-------- Data segment --------
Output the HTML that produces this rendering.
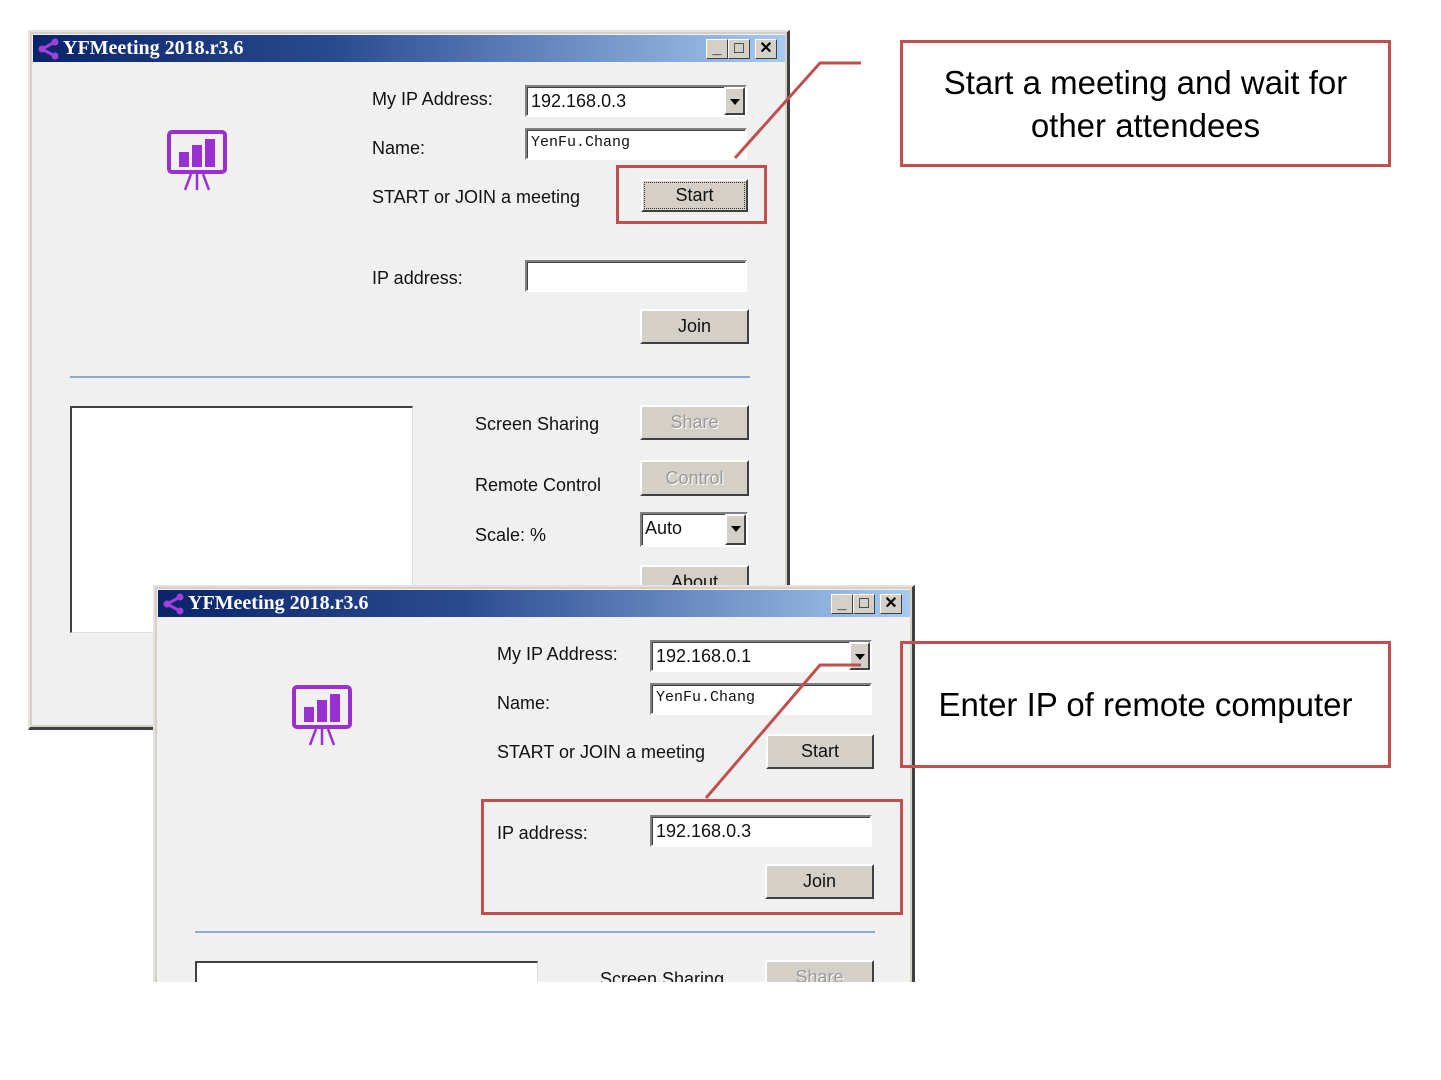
<!DOCTYPE html>
<html style="overflow:hidden;height:1080px"><head><meta charset="utf-8"><style>
html,body{margin:0;width:1441px;height:1080px;overflow:hidden}
body{background:#fff;position:relative;font-family:"Liberation Sans",sans-serif}
.win{position:absolute;background:#f0f0f0;border-left:2px solid #e4e2dc;border-top:2px solid #e4e2dc;border-right:3px solid #404040;border-bottom:3px solid #404040;box-sizing:border-box;overflow:hidden;box-shadow:inset -2px -2px 0 #d4d0c8, inset 2px 2px 0 #d4d0c8}
.a{position:absolute}
.title{left:3px;top:3px;width:752px;height:27px;background:linear-gradient(90deg,#0a246a 0%,#2a4a90 40%,#a6caf0 100%)}
.tt{left:30px;top:2px;color:#fff;font:bold 20px "Liberation Serif",serif;letter-spacing:0px}
.tb{top:4px;width:22px;height:20px;background:#d4d0c8;border:1px solid;border-color:#fff #404040 #404040 #fff;box-sizing:border-box;font:bold 16px "Liberation Sans",sans-serif;text-align:center;line-height:18px;color:#000}
.lbl{font-size:18px;color:#111}
.inp{background:#fff;border:2px solid;border-color:#808080 #fff #fff #808080;box-shadow:inset 1px 1px 0 #404040;box-sizing:border-box;font-size:18px;padding:4px 0 0 4px;color:#111}
.btn{background:#d4d0c8;border:2px solid;border-color:#fff #404040 #404040 #fff;box-sizing:border-box;font-size:18px;text-align:center;color:#111}
.dis{color:#9a9a9a;text-shadow:1px 1px 0 #fff}
.arr{position:absolute;right:0;top:0;width:21px;height:100%;background:#d4d0c8;border:2px solid;border-color:#fff #404040 #404040 #fff;box-sizing:border-box}
.arr:after{content:"";position:absolute;left:4px;top:10px;border-left:5px solid transparent;border-right:5px solid transparent;border-top:6px solid #000}
.mono{font-family:"Liberation Mono",monospace;font-size:15px}
.red{position:absolute;border:3px solid #c0504d;box-sizing:border-box}
.note{position:absolute;border:3px solid #c0504d;box-sizing:border-box;font-size:33px;color:#000;text-align:center;display:flex;align-items:center;justify-content:center;line-height:43px}
.box{background:#fff;border-left:2px solid #404040;border-top:2px solid #404040;border-right:1px solid #ddd;border-bottom:1px solid #ddd;box-sizing:border-box}
</style></head><body>

<!-- Window 1 -->
<div class="win" style="left:28px;top:30px;width:762px;height:700px">
 <div class="a title">
  <svg class="a" style="left:4px;top:3px" width="24" height="22"><g stroke="#a040d8" stroke-width="3"><line x1="18" y1="4" x2="5" y2="11"/><line x1="5" y1="11" x2="18" y2="18"/></g><circle cx="18" cy="4" r="3.5" fill="#a040d8"/><circle cx="5" cy="11" r="3.5" fill="#a040d8"/><circle cx="18" cy="18" r="3.5" fill="#a040d8"/></svg>
  <div class="a tt">YFMeeting 2018.r3.6</div>
  <div class="a tb" style="left:673px">_</div><div class="a tb" style="left:695px">□</div><div class="a tb" style="left:722px">✕</div>
 </div>
 <svg class="a" style="left:135px;top:96px" width="66" height="64"><rect x="4" y="4" width="56" height="40" rx="3" fill="none" stroke="#9b30d0" stroke-width="4"/><rect x="14" y="24" width="10" height="15" fill="#9b30d0"/><rect x="27" y="17" width="10" height="22" fill="#9b30d0"/><rect x="40" y="11" width="10" height="28" fill="#9b30d0"/><g stroke="#9b30d0" stroke-width="2.5"><line x1="26" y1="46" x2="20" y2="62"/><line x1="32" y1="46" x2="32" y2="62"/><line x1="38" y1="46" x2="44" y2="62"/></g></svg>
 <div class="a lbl" style="left:342px;top:57px">My IP Address:</div>
 <div class="a lbl" style="left:342px;top:106px">Name:</div>
 <div class="a lbl" style="left:342px;top:155px">START or JOIN a meeting</div>
 <div class="a lbl" style="left:342px;top:236px">IP address:</div>
 <div class="a inp" style="left:495px;top:53px;width:222px;height:32px">192.168.0.3<div class="arr"></div></div>
 <div class="a inp mono" style="left:495px;top:96px;width:222px;height:32px;padding-top:4px">YenFu.Chang</div>
 <div class="a btn" style="left:611px;top:147px;width:107px;height:33px;line-height:27px"><div style="border:1px dotted #333;margin:1px;line-height:25px">Start</div></div>
 <div class="a inp" style="left:495px;top:228px;width:222px;height:32px"></div>
 <div class="a btn" style="left:610px;top:277px;width:109px;height:35px;line-height:31px">Join</div>
 <div class="a" style="left:40px;top:344px;width:680px;height:2px;background:#8fa8d8"></div>
 <div class="a box" style="left:40px;top:374px;width:343px;height:227px"></div>
 <div class="a lbl" style="left:445px;top:382px">Screen Sharing</div>
 <div class="a lbl" style="left:445px;top:443px">Remote Control</div>
 <div class="a lbl" style="left:445px;top:493px">Scale: %</div>
 <div class="a btn dis" style="left:610px;top:373px;width:109px;height:35px;line-height:31px">Share</div>
 <div class="a btn dis" style="left:610px;top:428px;width:109px;height:36px;line-height:32px">Control</div>
 <div class="a inp" style="left:610px;top:480px;width:108px;height:35px;padding:4px 0 0 3px">Auto<div class="arr"></div></div>
 <div class="a btn" style="left:610px;top:533px;width:109px;height:35px;line-height:31px">About</div>
</div>

<!-- Window 2 -->
<div class="win" style="left:153px;top:585px;width:762px;height:420px;border-bottom:none">
 <div class="a title">
  <svg class="a" style="left:4px;top:3px" width="24" height="22"><g stroke="#a040d8" stroke-width="3"><line x1="18" y1="4" x2="5" y2="11"/><line x1="5" y1="11" x2="18" y2="18"/></g><circle cx="18" cy="4" r="3.5" fill="#a040d8"/><circle cx="5" cy="11" r="3.5" fill="#a040d8"/><circle cx="18" cy="18" r="3.5" fill="#a040d8"/></svg>
  <div class="a tt">YFMeeting 2018.r3.6</div>
  <div class="a tb" style="left:673px">_</div><div class="a tb" style="left:695px">□</div><div class="a tb" style="left:722px">✕</div>
 </div>
 <svg class="a" style="left:135px;top:96px" width="66" height="64"><rect x="4" y="4" width="56" height="40" rx="3" fill="none" stroke="#9b30d0" stroke-width="4"/><rect x="14" y="24" width="10" height="15" fill="#9b30d0"/><rect x="27" y="17" width="10" height="22" fill="#9b30d0"/><rect x="40" y="11" width="10" height="28" fill="#9b30d0"/><g stroke="#9b30d0" stroke-width="2.5"><line x1="26" y1="46" x2="20" y2="62"/><line x1="32" y1="46" x2="32" y2="62"/><line x1="38" y1="46" x2="44" y2="62"/></g></svg>
 <div class="a lbl" style="left:342px;top:57px">My IP Address:</div>
 <div class="a lbl" style="left:342px;top:106px">Name:</div>
 <div class="a lbl" style="left:342px;top:155px">START or JOIN a meeting</div>
 <div class="a lbl" style="left:342px;top:236px">IP address:</div>
 <div class="a inp" style="left:495px;top:53px;width:222px;height:32px">192.168.0.1<div class="arr"></div></div>
 <div class="a inp mono" style="left:495px;top:96px;width:222px;height:32px;padding-top:4px">YenFu.Chang</div>
 <div class="a btn" style="left:611px;top:147px;width:108px;height:35px;line-height:31px">Start</div>
 <div class="a inp" style="left:495px;top:228px;width:222px;height:32px">192.168.0.3</div>
 <div class="a btn" style="left:610px;top:277px;width:109px;height:35px;line-height:31px">Join</div>
 <div class="a" style="left:40px;top:344px;width:680px;height:2px;background:#8fa8d8"></div>
 <div class="a box" style="left:40px;top:374px;width:343px;height:40px"></div>
 <div class="a lbl" style="left:445px;top:382px">Screen Sharing</div>
 <div class="a btn dis" style="left:610px;top:373px;width:109px;height:35px;line-height:31px">Share</div>
</div>
<div class="a" style="left:0;top:982px;width:1441px;height:98px;background:#fff"></div>

<!-- Annotations -->
<div class="note" style="left:900px;top:40px;width:491px;height:127px">Start a meeting and wait for<br>other attendees</div>
<div class="note" style="left:900px;top:641px;width:491px;height:127px">Enter IP of remote computer</div>
<div class="red" style="left:616px;top:165px;width:151px;height:59px"></div>
<div class="red" style="left:481px;top:799px;width:422px;height:116px"></div>
<svg class="a" style="left:0;top:0;display:block" width="1441" height="1000"><g stroke="#c0504d" stroke-width="3" fill="none"><polyline points="735,158 820,63 861,63"/><polyline points="706,798 820,665 861,665"/></g></svg>
</body></html>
--------
## Given task
Give again, exactly, the lines from the start of the data through the one holding "</style></head><body>"; omit the pictures.

## Solution below
Output the HTML that produces this rendering.
<!DOCTYPE html>
<html style="overflow:hidden;height:1080px"><head><meta charset="utf-8"><style>
html,body{margin:0;width:1441px;height:1080px;overflow:hidden}
body{background:#fff;position:relative;font-family:"Liberation Sans",sans-serif}
.win{position:absolute;background:#f0f0f0;border-left:2px solid #e4e2dc;border-top:2px solid #e4e2dc;border-right:3px solid #404040;border-bottom:3px solid #404040;box-sizing:border-box;overflow:hidden;box-shadow:inset -2px -2px 0 #d4d0c8, inset 2px 2px 0 #d4d0c8}
.a{position:absolute}
.title{left:3px;top:3px;width:752px;height:27px;background:linear-gradient(90deg,#0a246a 0%,#2a4a90 40%,#a6caf0 100%)}
.tt{left:30px;top:2px;color:#fff;font:bold 20px "Liberation Serif",serif;letter-spacing:0px}
.tb{top:4px;width:22px;height:20px;background:#d4d0c8;border:1px solid;border-color:#fff #404040 #404040 #fff;box-sizing:border-box;font:bold 16px "Liberation Sans",sans-serif;text-align:center;line-height:18px;color:#000}
.lbl{font-size:18px;color:#111}
.inp{background:#fff;border:2px solid;border-color:#808080 #fff #fff #808080;box-shadow:inset 1px 1px 0 #404040;box-sizing:border-box;font-size:18px;padding:4px 0 0 4px;color:#111}
.btn{background:#d4d0c8;border:2px solid;border-color:#fff #404040 #404040 #fff;box-sizing:border-box;font-size:18px;text-align:center;color:#111}
.dis{color:#9a9a9a;text-shadow:1px 1px 0 #fff}
.arr{position:absolute;right:0;top:0;width:21px;height:100%;background:#d4d0c8;border:2px solid;border-color:#fff #404040 #404040 #fff;box-sizing:border-box}
.arr:after{content:"";position:absolute;left:4px;top:10px;border-left:5px solid transparent;border-right:5px solid transparent;border-top:6px solid #000}
.mono{font-family:"Liberation Mono",monospace;font-size:15px}
.red{position:absolute;border:3px solid #c0504d;box-sizing:border-box}
.note{position:absolute;border:3px solid #c0504d;box-sizing:border-box;font-size:33px;color:#000;text-align:center;display:flex;align-items:center;justify-content:center;line-height:43px}
.box{background:#fff;border-left:2px solid #404040;border-top:2px solid #404040;border-right:1px solid #ddd;border-bottom:1px solid #ddd;box-sizing:border-box}
</style></head><body>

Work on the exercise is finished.